Have you ever thought of buying an investment property such as a mulit-family, commercial property or single family home.
It has been proven that Real Estate over time has been one of the highest yield investments.
When you own a multi-family, you can write off all of your expenses such as home maintenence, mortgage interest, real estate taxes and depreciation. A good tax accountant can help you with this.
When searching for rental income property, do your homework:
1. First, learn about becoming a landlord and commit to being a good one. Study this in great detail. There are many online sources on the web such as http://www.landlordandtenant.com. You can also google "becoming a landlord" and many sources will appear. Know all of your legal responsibilties.When you are committed to being a good landlord, you will attract good tenants.
2. Analyze your financial situation. Get pre-approved. Make sure you have at least 10%-20% for a downpayment.
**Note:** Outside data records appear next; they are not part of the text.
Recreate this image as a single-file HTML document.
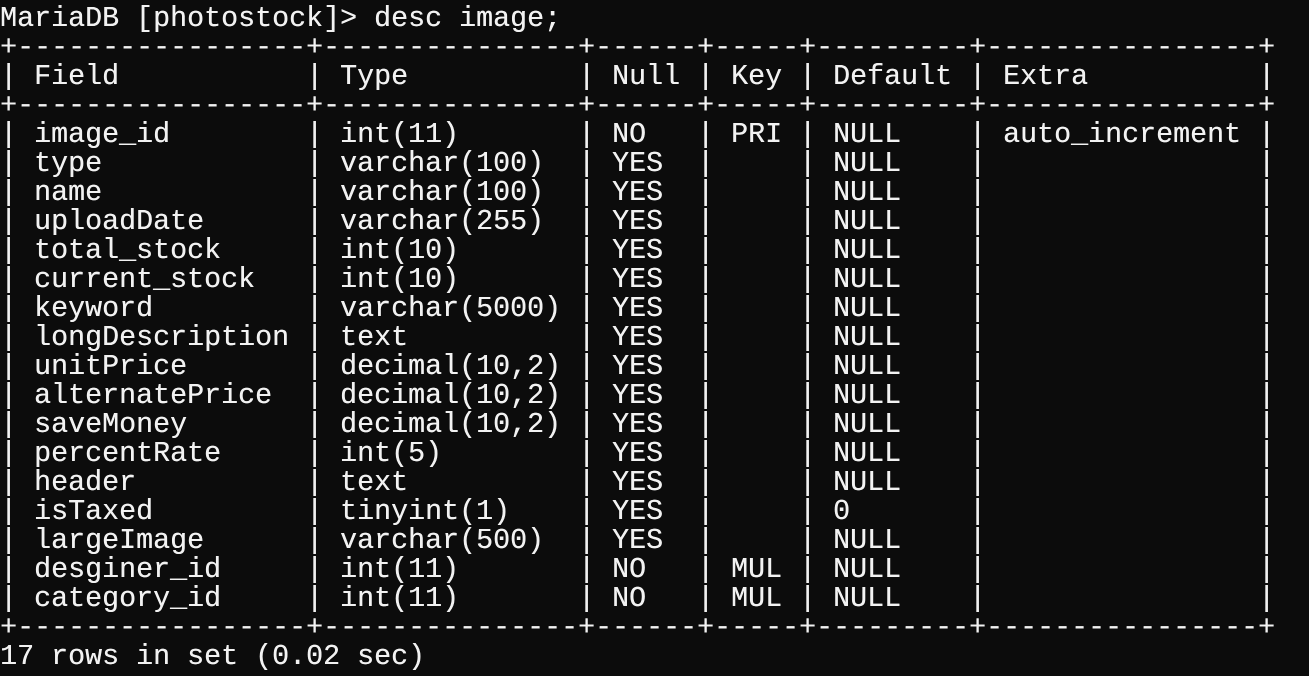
<!DOCTYPE html>
<html><head><meta charset="utf-8"><style>
html,body{margin:0;padding:0;background:#0c0c0c;width:1309px;height:676px;overflow:hidden}
pre{position:absolute;left:0;top:4px;margin:0;font-family:"Liberation Mono",monospace;font-size:28.33px;line-height:29px;color:#f2f2f2;white-space:pre;text-shadow:0.3px 0 0 #f2f2f2}
</style></head><body><pre>MariaDB [photostock]&gt; desc image;
+-----------------+---------------+------+-----+---------+----------------+
| Field           | Type          | Null | Key | Default | Extra          |
+-----------------+---------------+------+-----+---------+----------------+
| image_id        | int(11)       | NO   | PRI | NULL    | auto_increment |
| type            | varchar(100)  | YES  |     | NULL    |                |
| name            | varchar(100)  | YES  |     | NULL    |                |
| uploadDate      | varchar(255)  | YES  |     | NULL    |                |
| total_stock     | int(10)       | YES  |     | NULL    |                |
| current_stock   | int(10)       | YES  |     | NULL    |                |
| keyword         | varchar(5000) | YES  |     | NULL    |                |
| longDescription | text          | YES  |     | NULL    |                |
| unitPrice       | decimal(10,2) | YES  |     | NULL    |                |
| alternatePrice  | decimal(10,2) | YES  |     | NULL    |                |
| saveMoney       | decimal(10,2) | YES  |     | NULL    |                |
| percentRate     | int(5)        | YES  |     | NULL    |                |
| header          | text          | YES  |     | NULL    |                |
| isTaxed         | tinyint(1)    | YES  |     | 0       |                |
| largeImage      | varchar(500)  | YES  |     | NULL    |                |
| desginer_id     | int(11)       | NO   | MUL | NULL    |                |
| category_id     | int(11)       | NO   | MUL | NULL    |                |
+-----------------+---------------+------+-----+---------+----------------+
17 rows in set (0.02 sec)</pre></body></html>
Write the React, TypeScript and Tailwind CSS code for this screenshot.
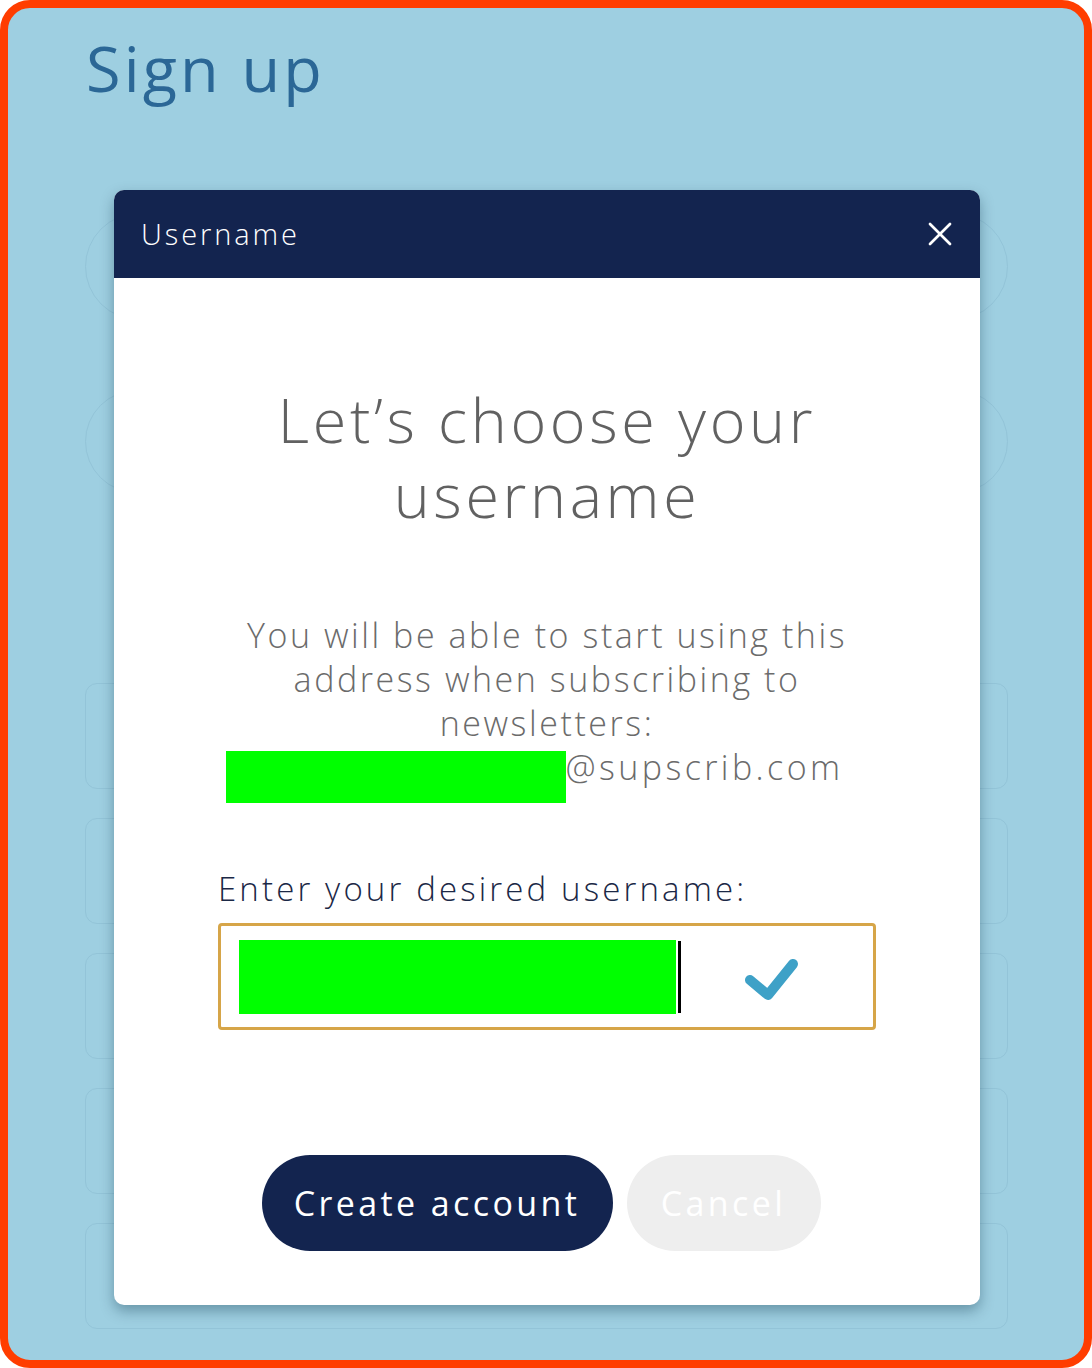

3. Find a Realtor that can help you determine cash flow. Your realtor isn't responsible for your decisions or your cash flow, but can give you an idea of Return on Investment (ROI). For example, say you find a 4 family for $300,000. Figure out what your downpayment will be, and get an idea of the monthly payment including taxes and insurance, utilities and other incidentals, (oh..also factor in a 25% vacancy rate ( not all units will be filled at all times). After expenses, calculate the profit. This is your return. If the return is minimal or non-existent, you should think twice about purchasing the property.